The myth of Icarus is classical, sourced primarily from Ovid's Metamorphoses VIII and the Bibliotheca of Pseudo-Apollodorus.
The tale is not biblical, but its structure of fatal overreach mirrors both the fall of Genesis 3 and the tower of Babel. The poem does not mourn Icarus. It asks why he reached at all.
The valley the poem calls him back to the red, quiet, lightless, before hubris and before words, which inverts Eden. Not a garden of abundance, but a place of blood and anchorage. The womb, potentially. Before the sentence was handed down.iii. Agency to Nothing
Ekron is the Philistine city whose king Ahaziah sent messengers to consult Baal-Zebub, lord of the flies, in 2 Kings 1:2-3. The prophet Elijah intercepts them. The king dies. Baal-Zebub, 'Beelzebub' is named in Matthew 12:24 as prince of demons.

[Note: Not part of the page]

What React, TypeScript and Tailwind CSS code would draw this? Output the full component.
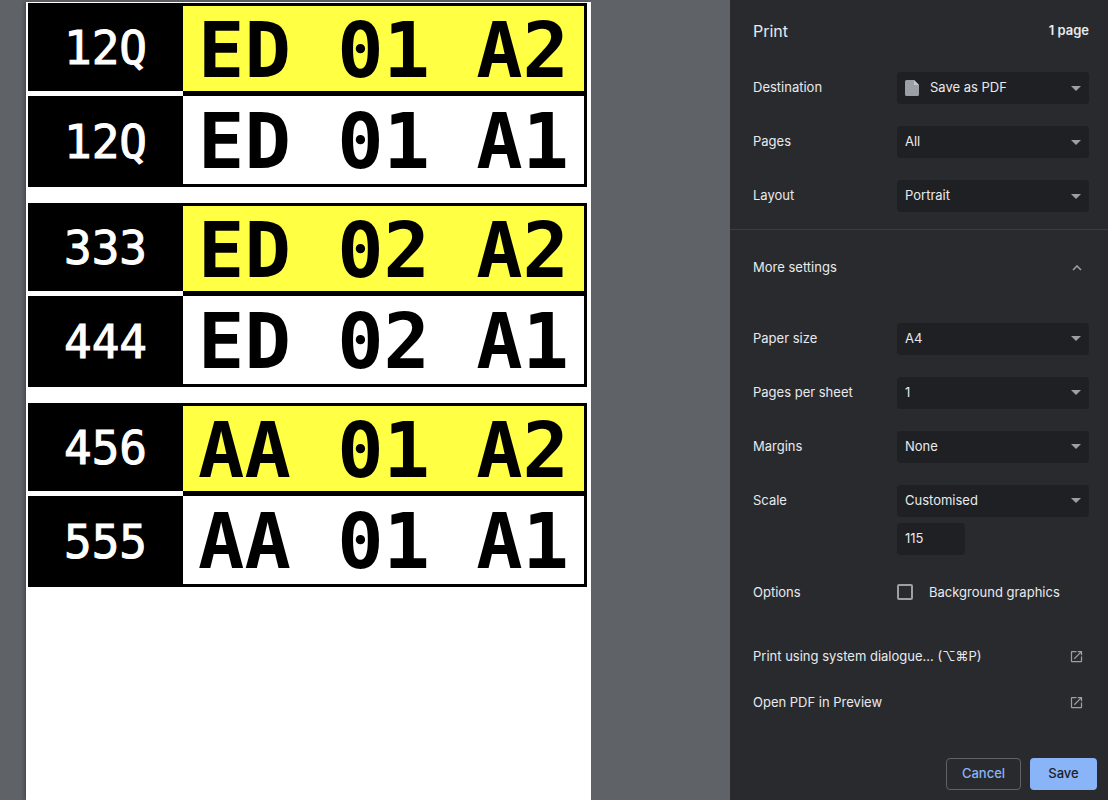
import React from 'react';

interface PlateRow {
  label: string;
  plate: string;
}

const groups: PlateRow[][] = [
  [
    { label: '12Q', plate: 'ED 01 A2' },
    { label: '12Q', plate: 'ED 01 A1' }
  ],
  [
    { label: '333', plate: 'ED 02 A2' },
    { label: '444', plate: 'ED 02 A1' }
  ],
  [
    { label: '456', plate: 'AA 01 A2' },
    { label: '555', plate: 'AA 01 A1' }
  ]
];

const mono = "font-['DejaVu_Sans_Mono',monospace]";

function PlateGroup({ rows }: { rows: PlateRow[] }) {
  return (
    <div className="flex h-[184px]">
      {/* label column, white gap between the two cells */}
      <div className="flex w-[155px] flex-col gap-[5px]">
        <div className={`flex h-[88px] items-center justify-center bg-black pt-[2px] text-[46px] leading-none text-white [-webkit-text-stroke:1px_white] ${mono}`}>
          {rows[0].label}
        </div>
        <div className={`flex flex-1 items-center justify-center bg-black text-[46px] leading-none text-white [-webkit-text-stroke:1px_white] ${mono}`}>
          {rows[1].label}
        </div>
      </div>
      {/* plate column, black frame */}
      <div className="flex flex-1 flex-col gap-[5px] bg-black pt-[3px] pr-[3px] pb-[3px]">
        <div className={`flex h-[85px] items-center justify-center bg-[#ffff44] pt-[4px] text-[77px] font-bold leading-none whitespace-pre text-black ${mono}`}>
          {rows[0].plate}
        </div>
        <div className={`flex flex-1 items-center justify-center bg-white pt-[3px] text-[77px] font-bold leading-none whitespace-pre text-black ${mono}`}>
          {rows[1].plate}
        </div>
      </div>
    </div>
  );
}

function Caret() {
  return (
    <svg width="10" height="5" viewBox="0 0 10 5" className="shrink-0">
      <path d="M0 0h10L5 5z" fill="#9aa0a6" />
    </svg>
  );
}

function Select({ value, icon }: { value: string; icon?: boolean }) {
  return (
    <div className="flex h-[32px] w-[192px] items-center rounded-[4px] bg-[#1f2023] pl-[8px] pr-[8px]">
      {icon && (
        <svg width="14" height="16" viewBox="0 0 14 16" className="mr-[11px] shrink-0">
          <path d="M1.5 0H9l5 5v9.5A1.5 1.5 0 0 1 12.5 16h-11A1.5 1.5 0 0 1 0 14.5v-13A1.5 1.5 0 0 1 1.5 0z" fill="#9aa0a6" />
          <path d="M9 0v5h5z" fill="#c4c7ca" />
        </svg>
      )}
      <span className="flex-1 text-[13px] text-[#e8eaed]">{value}</span>
      <Caret />
    </div>
  );
}

function Row({ label, children, className = '' }: { label: string; children: React.ReactNode; className?: string }) {
  return (
    <div className={`flex items-center ${className}`}>
      <span className="w-[144px] text-[13px] text-[#e8eaed]">{label}</span>
      {children}
    </div>
  );
}

function OpenIcon() {
  return (
    <svg width="15" height="15" viewBox="0 0 24 24" className="shrink-0">
      <path
        d="M19 19H5V5h7V3H5c-1.11 0-2 .9-2 2v14c0 1.1.89 2 2 2h14c1.1 0 2-.9 2-2v-7h-2v7zM14 3v2h3.59l-9.83 9.83 1.41 1.41L19 6.41V10h2V3h-7z"
        fill="#9aa0a6"
      />
    </svg>
  );
}

export default function App() {
  return (
    <div className="flex h-[800px] w-[1108px] overflow-hidden bg-[#5f6368] font-['Inter',sans-serif]">
      {/* preview */}
      <div className="flex w-[730px] shrink-0 pl-[26px] pt-[2px]">
        <div className="flex h-[798px] w-[565px] flex-col gap-[16px] bg-white pl-[2px] pr-[4px] pt-[1px] shadow-[-2px_0_3px_rgba(0,0,0,0.25)]">
          {groups.map((g, i) => (
            <PlateGroup key={i} rows={g} />
          ))}
        </div>
      </div>

      {/* settings panel */}
      <div className="flex h-[800px] flex-1 flex-col bg-[#292a2d]">
        <div className="flex items-center justify-between pl-[23px] pr-[19px] pt-[19px]">
          <span className="text-[16px] text-[#e8eaed]">Print</span>
          <span className="text-[13px] font-semibold text-[#e8eaed]">1 page</span>
        </div>

        <div className="flex flex-col gap-[22px] pl-[23px] pr-[19px] pt-[29px] pb-[17px]">
          <Row label="Destination">
            <Select value="Save as PDF" icon />
          </Row>
          <Row label="Pages">
            <Select value="All" />
          </Row>
          <Row label="Layout">
            <Select value="Portrait" />
          </Row>
        </div>

        <div className="h-px bg-[#3c3d40]" />

        <div className="flex items-center justify-between pl-[23px] pr-[26px] pt-[28px]">
          <span className="text-[13px] text-[#e8eaed]">More settings</span>
          <svg width="10" height="6" viewBox="0 0 10 6">
            <path d="M1 5l4-4 4 4" stroke="#9aa0a6" strokeWidth="1.6" fill="none" />
          </svg>
        </div>

        <div className="flex flex-col gap-[22px] pl-[23px] pr-[19px] pt-[45px]">
          <Row label="Paper size">
            <Select value="A4" />
          </Row>
          <Row label="Pages per sheet">
            <Select value="1" />
          </Row>
          <Row label="Margins">
            <Select value="None" />
          </Row>
          <div className="flex flex-col gap-[6px]">
            <Row label="Scale">
              <Select value="Customised" />
            </Row>
            <div className="ml-[144px] flex h-[32px] w-[68px] items-center rounded-[4px] bg-[#1f2023] pl-[8px] text-[13px] text-[#e8eaed]">
              115
            </div>
          </div>
        </div>

        <div className="pl-[23px] pr-[19px] pt-[28px]">
          <Row label="Options">
            <div className="flex items-center">
              <div className="h-[16px] w-[16px] rounded-[2px] border-2 border-[#9aa0a6]" />
              <span className="ml-[16px] text-[13px] text-[#e8eaed]">Background graphics</span>
            </div>
          </Row>
        </div>

        <div className="flex items-center justify-between pl-[23px] pr-[24px] pt-[45px]">
          <span className="text-[13px] text-[#e8eaed]">Print using system dialogue… (⌥⌘P)</span>
          <OpenIcon />
        </div>
        <div className="flex items-center justify-between pl-[23px] pr-[24px] pt-[26px]">
          <span className="text-[13px] text-[#e8eaed]">Open PDF in Preview</span>
          <OpenIcon />
        </div>

        <div className="mt-auto flex justify-end gap-[9px] pb-[10px] pr-[11px]">
          <button className="flex h-[32px] w-[75px] items-center justify-center rounded-[4px] border border-[#5f6368] text-[13px] font-medium text-[#8ab4f8]">
            Cancel
          </button>
          <button className="flex h-[32px] w-[67px] items-center justify-center rounded-[4px] bg-[#8ab4f8] text-[13px] font-medium text-[#202124]">
            Save
          </button>
        </div>
      </div>
    </div>
  );
}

The snake's verdict is a specific damnation: not merely that the speaker has sinned, but that he is sin made flesh. His kingdom is filth. His crown is flies. He does not reign over men by penitence, he reigns over maggots.
The speaker believes he wins the argument by claiming sin as proof of substance, I am heavy, I am here. An act to own up to his mistakes. The snake concedes the weight, then uses it against him. The speaker has not reclaimed himself. He has confirmed what the sentence already said.
iv. Ewer Muse
The ewer as vessel echoes 2 Corinthians 4:7: "But we have this treasure in jars of clay, to show that the surpassing power belongs to God and not to us." The vessel is not the glory. It only carries it.

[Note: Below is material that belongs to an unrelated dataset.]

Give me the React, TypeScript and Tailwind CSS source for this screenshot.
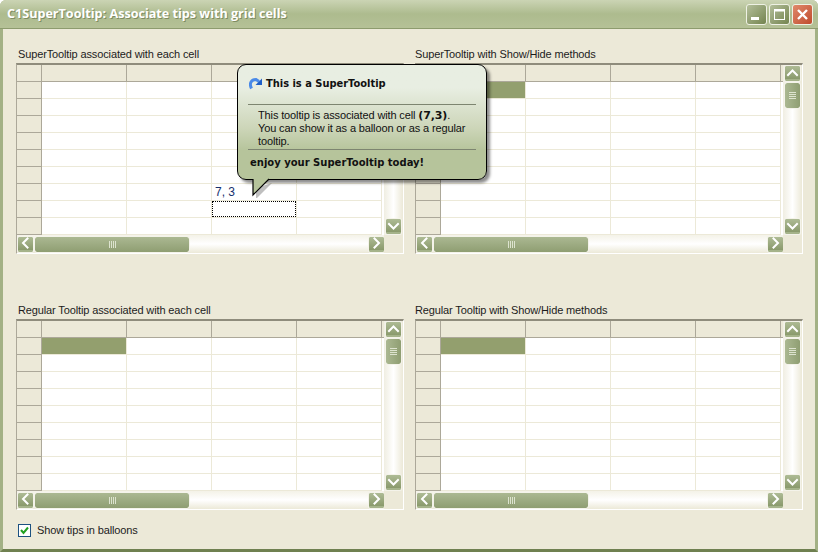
import React from "react";

const FONT = "font-['Liberation_Sans',sans-serif]";

function Chevron({ dir }: { dir: "up" | "down" | "left" | "right" }) {
  const d = {
    up: "M3 9 L7.5 4.5 L12 9",
    down: "M3 5 L7.5 9.5 L12 5",
    left: "M9.5 2.5 L5 7 L9.5 11.5",
    right: "M5.5 2.5 L10 7 L5.5 11.5",
  }[dir];
  return (
    <svg width="15" height="14" viewBox="0 0 15 14" fill="none">
      <path d={d} stroke="#fff" strokeWidth="2" strokeLinecap="square" />
    </svg>
  );
}

function ScrollBtn({ dir }: { dir: "up" | "down" | "left" | "right" }) {
  return (
    <div className="flex h-[15px] w-[15px] shrink-0 items-center justify-center rounded-[1px] border-b-2 border-b-[#a5b38a] bg-gradient-to-b from-[#aebb95] to-[#8a9a6c] outline outline-1 outline-[#f4f3ea]">
      <Chevron dir={dir} />
    </div>
  );
}

function Grip({ vertical }: { vertical?: boolean }) {
  return (
    <div className={`flex gap-px ${vertical ? "flex-col" : "flex-row"}`}>
      {[0, 1, 2, 3].map((i) => (
        <div key={i} className={`bg-[#dde3cf] ${vertical ? "h-px w-[7px]" : "h-[7px] w-px"}`} />
      ))}
    </div>
  );
}

function VScroll() {
  return (
    <div className="flex w-[19px] shrink-0 flex-col items-center bg-gradient-to-r from-[#f0eee2] via-white to-[#ece9d8] pt-px pb-px pr-px">
      <ScrollBtn dir="up" />
      <div className="mt-[2px] flex h-[25px] w-[15px] items-center justify-center rounded-[2px] bg-gradient-to-r from-[#abb892] to-[#8f9e72] outline outline-1 outline-[#f4f3ea]">
        <Grip vertical />
      </div>
      <div className="flex-1" />
      <ScrollBtn dir="down" />
    </div>
  );
}

function HScroll() {
  return (
    <div className="flex h-[18px] items-center">
      <div className="flex h-[18px] w-[367px] items-center bg-gradient-to-b from-[#f4f2e8] via-white to-[#ece9d8] pl-px">
        <ScrollBtn dir="left" />
        <div className="ml-[2px] flex h-[15px] w-[154px] items-center justify-center rounded-[2px] bg-gradient-to-b from-[#abb892] to-[#8f9e72] outline outline-1 outline-[#f4f3ea]">
          <Grip />
        </div>
        <div className="flex-1" />
        <ScrollBtn dir="right" />
      </div>
      <div className="h-full flex-1 bg-[#ece9d8]" />
    </div>
  );
}

function DataGrid({ selected, focus }: { selected?: boolean; focus?: boolean }) {
  const rows = [0, 1, 2, 3, 4, 5, 6, 7, 8];
  const cols = [0, 1, 2, 3];
  return (
    <div className="h-[191px] w-[388px] border-t-2 border-l border-b border-r border-t-[#8f8c7c] border-l-[#aca899] border-r-white border-b-white bg-[#ece9d8]">
      <div className="flex h-[170px]">
        <div className="w-[367px] overflow-hidden bg-white">
          <div className="flex h-[17px] border-b border-[#aca899] bg-[#ece9d8]">
            <div className="w-[25px] shrink-0 border-r border-[#aca899]" />
            {cols.map((c) => (
              <div key={c} className="w-[85px] shrink-0 border-r border-[#aca899]" />
            ))}
          </div>
          {rows.map((r) => (
            <div key={r} className="flex h-[17px]">
              <div className="w-[25px] shrink-0 border-r border-b border-[#aca899] bg-[#ece9d8]" />
              {cols.map((c) => {
                const isSel = selected && r === 0 && c === 0;
                const isText = focus && r === 6 && c === 2;
                const isFocus = focus && r === 7 && c === 2;
                return (
                  <div
                    key={c}
                    className={`relative w-[85px] shrink-0 border-r border-b border-[#ece9d8] text-[12px] leading-[16px] text-[#16306e] ${
                      isSel ? "bg-[#939f6e]" : ""
                    }`}
                  >
                    {isText && <span className="pl-[3px]">7, 3</span>}
                    {isFocus && <div className="h-full w-full border border-dotted border-black" />}
                  </div>
                );
              })}
            </div>
          ))}
        </div>
        <VScroll />
      </div>
      <HScroll />
    </div>
  );
}

function Panel({ title, selected, focus, right }: { title: string; selected?: boolean; focus?: boolean; right?: boolean }) {
  return (
    <div className="flex flex-col">
      <div className={`h-[16px] pt-px text-[11px] leading-[13px] tracking-[-0.13px] text-[#1c1c1c] ${right ? "ml-0" : "ml-[2px]"}`}>{title}</div>
      <DataGrid selected={selected} focus={focus} />
    </div>
  );
}

function WinBtn({ kind }: { kind: "min" | "max" | "close" }) {
  const bg =
    kind === "close"
      ? "bg-gradient-to-br from-[#e0896b] to-[#bf4a2c]"
      : "bg-gradient-to-br from-[#b4bf9b] to-[#74844f]";
  return (
    <div className={`flex h-[21px] w-[21px] items-center justify-center rounded-[3px] border border-[#eef1e4] ${bg}`}>
      <svg width="19" height="19" viewBox="0 0 19 19" fill="none">
        {kind === "min" && <rect x="4" y="12" width="8" height="3" fill="#fff" />}
        {kind === "max" && (
          <>
            <rect x="4.5" y="4.5" width="10" height="10" stroke="#fff" />
            <rect x="4" y="4" width="11" height="2.5" fill="#fff" />
          </>
        )}
        {kind === "close" && <path d="M5 5 L14 14 M14 5 L5 14" stroke="#fff" strokeWidth="2.4" />}
      </svg>
    </div>
  );
}

function Tooltip() {
  return (
    <div className="absolute left-[237px] top-[64px] h-[132px] w-[254px] text-[#111]">
      <svg className="absolute left-[11px] top-[112px]" width="24" height="22" viewBox="0 0 24 22">
        <path d="M8 12 L8 23 L24 7 Z" fill="#000" fillOpacity="0.25" />
        <path d="M5 0 L5 19 L21 3 L21 0 Z" fill="#b6c49b" />
        <path d="M5 3 L5 19 L21 3" fill="none" stroke="#000" strokeWidth="1.2" />
      </svg>
      <div className="h-[116px] w-[250px] rounded-[9px] border border-black bg-gradient-to-b from-[#e8eee2] from-20% via-[#cdd6b9] via-55% to-[#b6c49b] to-75% shadow-[3px_3px_3px_rgba(0,0,0,0.45)]">
        <svg className="absolute left-[12px] top-[13px]" width="14" height="13" viewBox="0 0 14 13" fill="none">
          <path d="M2.5 11.5 C0 6.5 2 2.5 7 2.5 L10 4.5" stroke="#4a8ae8" strokeWidth="3" />
          <path d="M13 1.5 L13 8 L6.5 8 Z" fill="#1f5fc8" />
        </svg>
        <div className="pl-[28px] pt-[12px] font-['DejaVu_Sans',sans-serif] text-[9.9px] font-bold leading-[14px]">This is a SuperTooltip</div>
        <div className="mx-[10px] mt-[13px] h-px bg-[#7d8570]" />
        <div className="pl-[20px] pt-[4px] text-[11px] leading-[13px] tracking-[-0.13px]">
          This tooltip is associated with cell <b className="font-['DejaVu_Sans',sans-serif] text-[11px] leading-[13px]">(7,3)</b>.
          <br />
          You can show it as a balloon or as a regular
          <br />
          tooltip.
        </div>
        <div className="mx-[10px] mt-px h-px bg-[#7d8570]" />
        <div className="pl-[12px] pt-[6px] font-['DejaVu_Sans',sans-serif] text-[10px] font-bold leading-[14px]">enjoy your SuperTooltip today!</div>
      </div>
    </div>
  );
}

export default function App() {
  return (
    <div className={`relative flex h-[552px] w-[818px] flex-col overflow-hidden rounded-t-[6px] bg-[#a9b78a] ${FONT}`}>
      <div className="flex h-[29px] shrink-0 items-center border-b border-[#8d9b6e] bg-gradient-to-b from-[#cbd4b4] via-[#adbb8e] to-[#b5c197] pl-[7px] pr-[5px]">
        <div className="flex-1 font-['Open_Sans',sans-serif] text-[12.6px] font-bold text-white [text-shadow:1px_1px_0_#7f8c62]">
          C1SuperTooltip: Associate tips with grid cells
        </div>
        <div className="flex gap-[2px]">
          <WinBtn kind="min" />
          <WinBtn kind="max" />
          <WinBtn kind="close" />
        </div>
      </div>
      <div className="flex min-h-0 flex-1 flex-col border-x-[3px] border-b-[3px] border-x-[#a3b185] border-b-[#6f8050] bg-[#ece9d8] pl-[13px] pt-[18px]">
        <div className="flex gap-[11px]">
          <Panel title="SuperTooltip associated with each cell" focus />
          <Panel title="SuperTooltip with Show/Hide methods" selected right />
        </div>
        <div className="mt-[49px] flex gap-[11px]">
          <Panel title="Regular Tooltip associated with each cell" selected />
          <Panel title="Regular Tooltip with Show/Hide methods" selected right />
        </div>
        <div className="ml-[2px] mt-[13px] flex items-center gap-[6px]">
          <div className="flex h-[13px] w-[13px] items-center justify-center border border-[#1c5180] bg-white">
            <svg width="11" height="11" viewBox="0 0 11 11" fill="none">
              <path d="M2 5 L4.5 8 L9 2.5" stroke="#21a121" strokeWidth="2" />
            </svg>
          </div>
          <span className="text-[11px] leading-[14px] tracking-[-0.13px] text-[#1c1c1c]">Show tips in balloons</span>
        </div>
      </div>
      <Tooltip />
    </div>
  );
}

Romans 9:21 asks: "Has the potter no right over the clay?" Here the question is turned.
The snake addresses God directly. "Is this thy design? This proudly trialed thing?" and receives only silence.
God's silence is itself a biblical posture. In Psalm 22:1-2 the psalmist cries out and is not answered. The silence here is not indifference. It is the space into which the snake must speak.
The snake then answers its own question by deflecting to the other serpent, the one of Genesis 3, who had never experienced loss. The edenic snake acted from fullness: proximity to God, to the garden, to unfallen creation. It had been denied nothing, and so it could not understand the cost of what it set in motion. This snake has watched that cost compound across all of human history. That is its loss. The hubris of men is not God's architecture. It is the inheritance of another's arrogance.v. Breathed Before
Shinar is the plain of Babel, named in Genesis 11:2. The people of Shinar built toward heaven and had their tongues scattered as punishment.
The witnessing voice, potentially the snake has stood there too. It has watched this particular shape of hubris; the reaching, the falling, the silence after, a thousand times.
The closing image, gates that part on their own before the speaker, requiring no touch inverts Babel’s collapse.
Where language was taken as punishment, here it is promised back as gift, not seized but given, when the speaker is finally ready to receive it. Language, the poem suggests, is not learned. It is returned.
The snake’s final instruction, "not abandoned, forgotten," is the most theologically precise line in the collection. Abandonment is still a relationship to the wanting. Forgetting is release. The butterfly does not decide to leave the cocoon. It simply becomes something that no longer fits inside it.